The world has a lot of definitions for love. Deep affection, fondness, tenderness, warmth, intimacy, attachment, endearment; devotion, adoration, doting, idolization, worship; passion, ardor, desire, lust, yearning, infatuation. Compassion, caring, concern, friendliness, friendship, kindness, charity, goodwill, sympathy, kindliness, altruism, unselfishness, philanthropy, benevolence.

When I see the Jesus of the Gospels, I see the best of these definitions displayed, his deep affection for John, the tenderness toward Peter after his denial. I see his compassion and goodwill poured into the woman in John 8, and that little man Zacchaeus. I also see his anger toward the Pharisees, a love for sinners turned upon the self-righteous weapons of comparison and self-vaunting used to destroy lives.

But central, always central, is his adoration for and wholehearted committal to his Father, a passion that spilled out in a flood to redeem a world of men and women cut off from God.There is a reliant trust flowing from the Jesus of the Gospels, which except for the wilderness and Gethsemane seems to flow spontaneously, easily, richly. There is an awareness of total weakness and ability: “I can do nothing of myself,” and an admission of total strength: “The Father in me does the works.” The paradox of humility and boldness within the same Man.

The word “agape” has been often spoken of as “God’s love.” But in John 3:19 Jesus said, “…this is the condemnation, that light is come into the world, and men loved (agapao) darkness rather than light because their deeds are evil.” To hate light is to love darkness. To love light is to hate darkness. Within the believer’s inner core is a new motive power; he is a partaker of the divine nature; it is the opposite of the Eph 2:2 spirit, “the prince of the power of the air, the spirit that now works in the children of disobedience” (apeithia, literally, the obstinately unconvinced). The Love which laid down his life for his enemies is now a pulsating light within the believer which has the ability to conquer darkness. This Power within us is for others, even at the expense of himself.

Does that mean we never feel the desire to self-protect, or to strike back at those who hurt us, that we are never tempted? Of course not.
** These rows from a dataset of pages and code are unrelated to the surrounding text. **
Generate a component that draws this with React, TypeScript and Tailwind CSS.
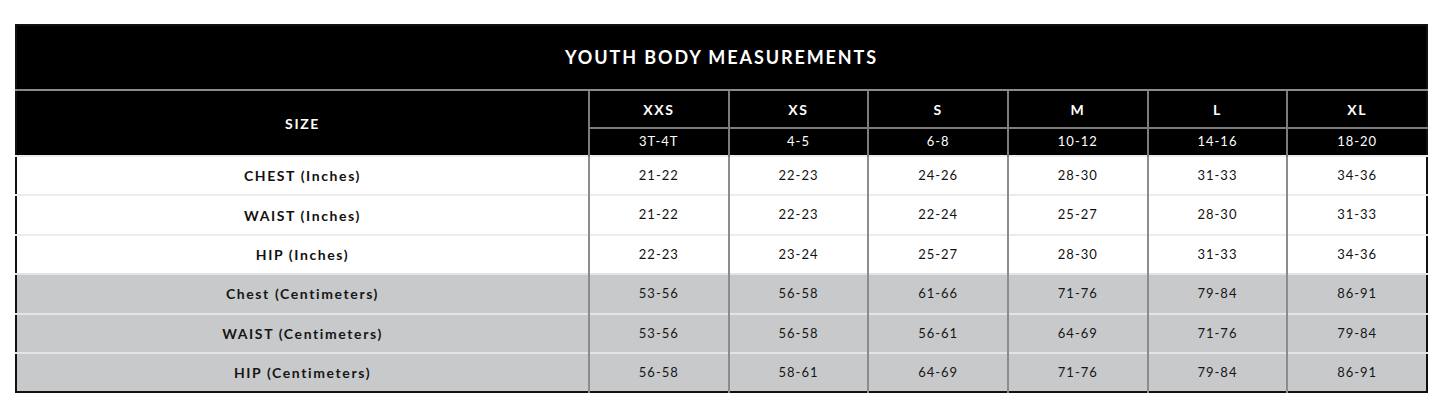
const sizes = [
  { name: "XXS", range: "3T-4T" },
  { name: "XS", range: "4-5" },
  { name: "S", range: "6-8" },
  { name: "M", range: "10-12" },
  { name: "L", range: "14-16" },
  { name: "XL", range: "18-20" },
];

const rows = [
  { label: "CHEST (Inches)", values: ["21-22", "22-23", "24-26", "28-30", "31-33", "34-36"], shaded: false },
  { label: "WAIST (Inches)", values: ["21-22", "22-23", "22-24", "25-27", "28-30", "31-33"], shaded: false },
  { label: "HIP (Inches)", values: ["22-23", "23-24", "25-27", "28-30", "31-33", "34-36"], shaded: false },
  { label: "Chest (Centimeters)", values: ["53-56", "56-58", "61-66", "71-76", "79-84", "86-91"], shaded: true },
  { label: "WAIST (Centimeters)", values: ["53-56", "56-58", "56-61", "64-69", "71-76", "79-84"], shaded: true },
  { label: "HIP (Centimeters)", values: ["56-58", "58-61", "64-69", "71-76", "79-84", "86-91"], shaded: true },
];

export default function App() {
  return (
    <div className="bg-white pt-[24px] pl-[15px] pr-[17px] pb-[17px] font-['Lato',sans-serif]">
      <table className="w-full table-fixed border-collapse border-2 border-[#111]">
        <colgroup>
          <col className="w-[573px]" />
          {sizes.map((s) => (
            <col key={s.name} />
          ))}
        </colgroup>
        <thead>
          {/* TITLE */}
          <tr>
            <th
              colSpan={7}
              className="h-[65px] bg-black text-white text-[18px] font-bold tracking-[1.9px] border-b-2 border-[#8a8a8a]"
            >
              YOUTH BODY MEASUREMENTS
            </th>
          </tr>
          {/* SIZE NAMES */}
          <tr className="bg-black text-white">
            <th rowSpan={2} className="text-[14px] font-bold tracking-[1.6px]">
              SIZE
            </th>
            {sizes.map((s) => (
              <th
                key={s.name}
                className="h-[38px] border-l-2 border-b-2 border-[#7c7c7c] text-[14px] font-bold tracking-[1.6px]"
              >
                {s.name}
              </th>
            ))}
          </tr>
          <tr className="bg-black text-white">
            {sizes.map((s) => (
              <th
                key={s.range}
                className="h-[28px] border-l-2 border-[#7c7c7c] text-[13px] font-normal tracking-[1px]"
              >
                {s.range}
              </th>
            ))}
          </tr>
        </thead>
        <tbody>
          {rows.map((r) => (
            <tr
              key={r.label}
              className={
                r.shaded
                  ? "bg-[#c8c9cb] text-[#161616] border-t-2 border-[#e4e4e4]"
                  : "bg-white text-[#111] border-t-2 border-[#ececec]"
              }
            >
              <td className="h-[39.4px] text-center text-[14px] font-bold tracking-[1.6px]">{r.label}</td>
              {r.values.map((v, i) => (
                <td
                  key={i}
                  className="border-l-2 border-l-[#8c8c8c] text-center text-[13px] tracking-[1px]"
                >
                  {v}
                </td>
              ))}
            </tr>
          ))}
        </tbody>
      </table>
    </div>
  );
}
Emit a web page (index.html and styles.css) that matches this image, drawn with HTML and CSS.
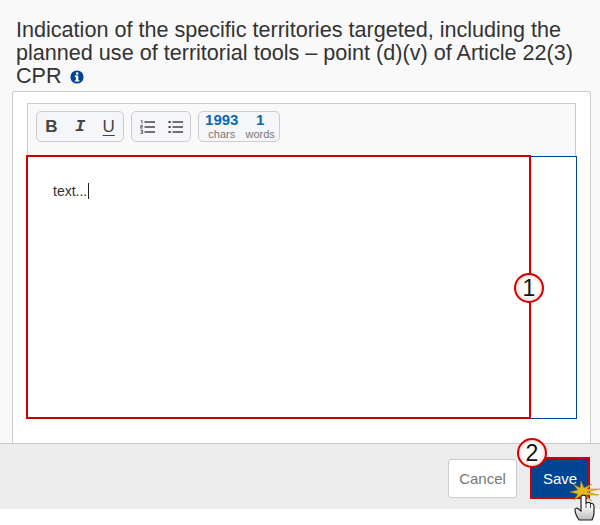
FILE: index.html
```html
<!DOCTYPE html>
<html lang="en">
<head>
    <meta charset="UTF-8">
    <title>Edit text</title>
    <link rel="stylesheet" href="styles.css">
</head>
<body>
    <div class="dialog">
        <h4 class="dialog-title">Indication of the specific territories targeted, including the planned use of territorial tools – point (d)(v) of Article 22(3) CPR
            <svg class="info-icon" viewBox="0 0 14 14" width="14" height="14">
                <circle cx="7" cy="7" r="6.6" fill="#004494"/>
                <rect x="5.9" y="2.4" width="2.4" height="2.2" fill="#fff"/>
                <path d="M4.8 5.6h3.5v4.6h1.1v1.4H4.8v-1.4h1.1V7H4.8z" fill="#fff"/>
            </svg>
        </h4>
        <div class="panel">
            <div class="editor">
                <div class="toolbar">
                    <div class="btn-group">
                        <span class="tool tool-b">B</span>
                        <span class="tool tool-i">I</span>
                        <span class="tool tool-u">U</span>
                    </div>
                    <div class="btn-group">
                        <svg class="list-icon" viewBox="0 0 15 14" width="15" height="14">
                            <path d="M4.500 2h10.500M4.500 7h10.500M4.500 12h10.500" stroke="#444" stroke-width="1.600"/>
                            <path d="M.8 .6h1.300v3M.3 5.600h2.200v1.200H.5v1.300h2.200M.4 10.200h2.200v3.200H.4M1.100 11.800h1.400" stroke="#444" stroke-width=".8" fill="none"/>
                        </svg>
                        <svg class="list-icon" viewBox="0 0 15 14" width="15" height="14">
                            <path d="M4.500 2h10.500M4.500 7h10.500M4.500 12h10.500" stroke="#444" stroke-width="1.600"/>
                            <path d="M.5 2h2.200M.5 7h2.200M.5 12h2.200" stroke="#444" stroke-width="1.800"/>
                        </svg>
                    </div>
                    <div class="btn-group counters">
                        <div class="counter"><b>1993</b><span>chars</span></div>
                        <div class="counter"><b>1</b><span>words</span></div>
                    </div>
                </div>
                <div class="editor-area">
                    <p class="editor-text">text...<span class="caret"></span></p>
                    <div class="highlight">
                        <span class="step step-1">1</span>
                    </div>
                </div>
            </div>
        </div>
        <div class="dialog-footer">
            <button type="button" class="btn btn-cancel">Cancel</button>
            <div class="save-wrap">
                <button type="button" class="btn btn-save">Save</button>
                <span class="step step-2">2</span>
                <svg class="click-icon" viewBox="0 0 30 40" width="30" height="40">
                    <defs>
                        <linearGradient id="handFill" x1="0" y1="0" x2="0" y2="1">
                            <stop offset="0.4" stop-color="#fff"/>
                            <stop offset="1" stop-color="#bbb"/>
                        </linearGradient>
                    </defs>
                    <path d="M11 0 L14 7 L22 3 L17 8 L30 8 L17 11 L29 14 L16 14 L22 20 L13 15 L12 21 L10 15 L4 19 L8 13 L0 11 L8 9 L3 3 L10 7 Z" fill="#e6b71e" stroke="#b08a16" stroke-width=".5"/>
                    <path d="M9 39 C7 36 5 33 5 29 C5 27 7 26.500 9 28.500 L11 30 V16 C11 13.500 16 13.500 16 16 V22 C18 21 20 21 20.500 22.500 C22 22 24 23 24 25 V32 C24 35 23 37 22 39 Z" fill="url(#handFill)" stroke="#222" stroke-width="1.200"/>
                    <path d="M16 22 V27 M20.500 22.500 V27" stroke="#222" stroke-width=".8"/>
                </svg>
            </div>
        </div>
    </div>
</body>
</html>
```

FILE: styles.css
```css
* {
    box-sizing: border-box;
    margin: 0;
    padding: 0;
}

body {
    min-height: 525px;
    background-color: #fff;
    font-family: 'Liberation Sans', Arial, sans-serif;
    color: #333;
}

.dialog {
    height: 509px;
    background-color: #f9f9f9;
    display: flex;
    flex-direction: column;
}

.dialog-title {
    padding: 18px 16px 0;
    height: 91px;
    font-size: 21.6px;
    font-weight: normal;
    line-height: 23px;
}

.info-icon {
    margin-left: 2px;
    vertical-align: -1px;
}

.panel {
    flex: 1;
    margin: 0 9px 0 12px;
    padding: 11px 14px 0;
    background-color: #fff;
    border: 1px solid #ccc;
    border-bottom: none;
    border-radius: 3px 3px 0 0;
}

.editor {
    display: flex;
    flex-direction: column;
}

.toolbar {
    height: 53px;
    padding: 7px 8px;
    display: flex;
    align-items: flex-start;
    gap: 7px;
    background-color: #f9f9f9;
    border: 1px solid #ccc;
    border-bottom: none;
}

.btn-group {
    height: 31px;
    display: flex;
    align-items: center;
    background-color: #f5f6fa;
    border: 1px solid #ccc;
    border-radius: 5px;
}

.tool {
    width: 28.700px;
    text-align: center;
    font-size: 17px;
    color: #444;
}

.tool-b {
    font-weight: bold;
}

.tool-i {
    font-family: 'Liberation Mono', monospace;
    font-style: italic;
    font-weight: bold;
    font-size: 17px;
}

.tool-u {
    text-decoration: underline;
    text-underline-offset: 3px;
}

.list-icon {
    margin-left: 8px;
}

.list-icon + .list-icon {
    margin: 0 7px 0 13px;
}

.counters {
    padding: 0 4px 0 6px;
    gap: 7px;
}

.counter {
    display: flex;
    flex-direction: column;
    align-items: center;
}

.counter b {
    font-size: 15px;
    line-height: 14px;
    color: #0a68b0;
}

.counter span {
    font-size: 11px;
    line-height: 14px;
    color: #777;
}

.editor-area {
    position: relative;
    height: 263px;
    margin: 0 -1px;
    padding: 24px 26px;
    background-color: #fff;
    border: 1px solid #004494;
}

.editor-text {
    font-size: 14px;
    line-height: 20px;
}

.caret {
    display: inline-block;
    width: 1px;
    height: 16px;
    margin-left: 1px;
    vertical-align: -3px;
    background-color: #222;
}

.highlight {
    position: absolute;
    left: -1px;
    top: -2px;
    width: 505px;
    height: 264px;
    border: 2px solid #c00;
}

.step {
    position: absolute;
    z-index: 1;
    width: 30px;
    height: 30px;
    font-family: 'Liberation Sans', Arial, sans-serif;
    font-size: 23px;
    line-height: 26px;
    text-align: center;
    color: #111;
    background: radial-gradient(circle, #fff 50%, #f6b0b0 92%);
    border: 2px solid #d40000;
    border-radius: 50%;
}

.step-1 {
    right: -15px;
    top: 116px;
}

.step-2 {
    left: -13px;
    top: -19px;
}

.dialog-footer {
    height: 66px;
    padding: 15px 10px 0 0;
    display: flex;
    justify-content: flex-end;
    align-items: flex-start;
    gap: 13px;
    background-color: #ececec;
    border-top: 1px solid #ccc;
}

.btn {
    height: 39px;
    font-family: inherit;
    font-size: 15px;
}

.btn-cancel {
    width: 69px;
    color: #777;
    background-color: #fff;
    border: 1px solid #ccc;
    border-radius: 3px;
}

.save-wrap {
    position: relative;
    height: 42px;
    margin-top: -2px;
}

.btn-save {
    display: block;
    width: 60px;
    height: 42px;
    color: #fff;
    background-color: #004494;
    border: 2px solid #c00;
}

.click-icon {
    position: absolute;
    left: 40px;
    top: 24px;
}
```
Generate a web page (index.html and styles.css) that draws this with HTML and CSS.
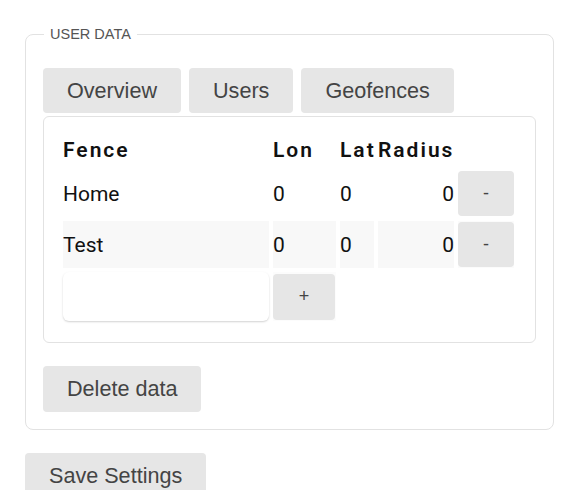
FILE: index.html
```html
<!DOCTYPE html>
<html>
<head>
<meta charset="utf-8">
<link rel="stylesheet" href="styles.css">
</head>
<body>
<div class="page">
  <fieldset class="group">
    <legend class="group-title">USER DATA</legend>
    <div class="tabs">
      <button class="btn tab">Overview</button>
      <button class="btn tab">Users</button>
      <button class="btn tab">Geofences</button>
    </div>
    <div class="panel">
      <table class="fences">
        <thead>
          <tr>
            <th class="c-name">Fence</th>
            <th class="c-lon">Lon</th>
            <th class="c-lat">Lat</th>
            <th class="c-rad">Radius</th>
            <th class="c-act"></th>
          </tr>
        </thead>
        <tbody>
          <tr>
            <td>Home</td>
            <td>0</td>
            <td>0</td>
            <td class="num">0</td>
            <td class="act"><button class="btn small">-</button></td>
          </tr>
          <tr class="alt">
            <td>Test</td>
            <td>0</td>
            <td>0</td>
            <td class="num">0</td>
            <td class="act"><button class="btn small">-</button></td>
          </tr>
          <tr class="new">
            <td class="inp"><input class="field" type="text"></td>
            <td class="act"><button class="btn small plus">+</button></td>
            <td class="empty" colspan="3"></td>
          </tr>
        </tbody>
      </table>
    </div>
    <button class="btn action">Delete data</button>
  </fieldset>
  <button class="btn action save">Save Settings</button>
</div>
</body>
</html>
```

FILE: styles.css
```css
html, body {
  margin: 0;
  padding: 0;
  background: #fff;
}
.page {
  height: 490px;
  overflow: hidden;
  padding: 0 25px 0 25px;
  box-sizing: border-box;
  font-family: "Liberation Sans", Arial, sans-serif;
}
.group {
  margin: 26px 0 0 0;
  padding: 26px 17px 17px 17px;
  border: 1px solid #e2e2e2;
  border-radius: 8px;
}
.group-title {
  font-size: 14.5px;
  color: #555;
  padding: 0 6px;
  margin-left: 1px;
}
.btn {
  display: block;
  font-family: "Liberation Sans", Arial, sans-serif;
  background: #e6e6e6;
  border: none;
  border-radius: 4px;
  color: #444;
  font-size: 21.6px;
  cursor: pointer;
}
.tabs {
  display: flex;
  gap: 8px;
}
.tab {
  height: 45px;
  padding: 0 24px;
}
.panel {
  margin-top: 3px;
  border: 1px solid #e2e2e2;
  border-radius: 6px;
  padding: 12px 15px 17px 15px;
}
.fences {
  table-layout: fixed;
  width: 459px;
  border-spacing: 4px;
  font-family: Roboto, "Liberation Sans", sans-serif;
  font-size: 21px;
  color: #111;
}
.fences th {
  text-align: left;
  font-weight: 600;
  letter-spacing: 2px;
  height: 33px;
  padding: 0;
  white-space: nowrap;
  overflow: visible;
}
.c-name { width: 206px; }
.c-lon { width: 63px; }
.c-lat { width: 34px; }
.c-rad { width: 76px; }
.c-act { width: 56px; }
.fences td {
  height: 47px;
  padding: 0;
}
.fences .num {
  text-align: right;
}
.alt td {
  background: #f8f8f8;
}
.alt td.act {
  background: #fbfbfb;
}
.small {
  width: 56px;
  height: 45px;
  font-size: 18px;
}
.plus {
  width: 62px;
  height: 46px;
}
.new td.act {
  background: #fcfcfc;
}
.field {
  display: block;
  width: 100%;
  height: 49px;
  box-sizing: border-box;
  border: none;
  border-radius: 6px;
  box-shadow: 0 1px 2px rgba(0,0,0,0.18);
  background: #fff;
  margin: 0;
}
.action {
  height: 46px;
  padding: 0 24px;
  margin-top: 23px;
}
.save {
  margin-top: 23px;
}
```
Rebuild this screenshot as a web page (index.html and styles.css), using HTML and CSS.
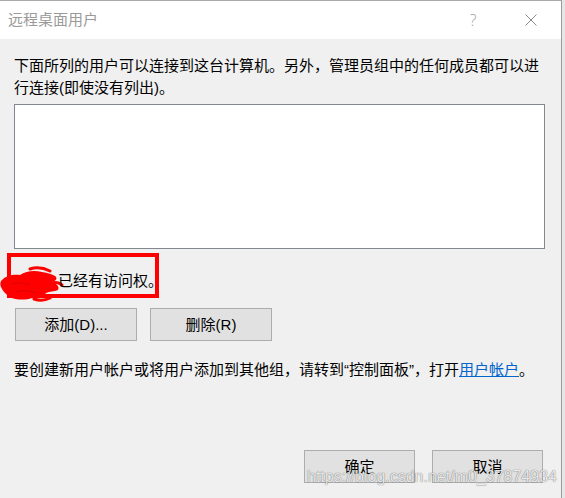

Like Jesus, we are human, with all the capacities of feeling he possessed and displayed. We are temptable; it is a built-in characteristic of our humanity. Temptation is the very thing which gives rise to choice: So-and-so hurt me. I want to strike back. Do I? Well, who am I? I am a partaker of the divine nature. As such, I am energized and empowered at my core to forgive, to be for others, no matter what the cost. To plug into that Power  by faith brings life and peace through us to others. To fail to do so is to deal death to others.

The agape which produces love for God and others, then, is a whole-hearted commitment to faithing in the Lord within us, trusting that his grace, his love, his power to love God and others inside us is sufficient for the job. It is trusting an inner Power for the needs of the moment.

Does loving light and hating darkness mean we can never sin? No. What it does mean is that we can’t live there. Something eats at us, a sense that we are not being everything we are meant to be, a sense of failure, a sense of wrong that we cannot shake. 1John says if we are abiding in Christ we are not sinning, and if we are sinning we are not abiding. To abide, trust, rely, is to turn on Love’s switch and let the power flow that lights up the world.

What is this love of light, then? What is agape?

If it can be distilled down to one sentence, it would seem to me love is a wholehearted committal of oneself to something or someone, no matter what the cost. It is the love of a good mother and father for a child. It is the best of the love of lovers when divested of self-love. It is the love of Hudson Taylor for the people of China. It is agape, whole-hearted commitment-love which gives itself for the best of the beloved thing or person. It is not intellectual, or springing merely from feeling. But it engages the intellect, and awakens the other loves within the soul.

To be continued.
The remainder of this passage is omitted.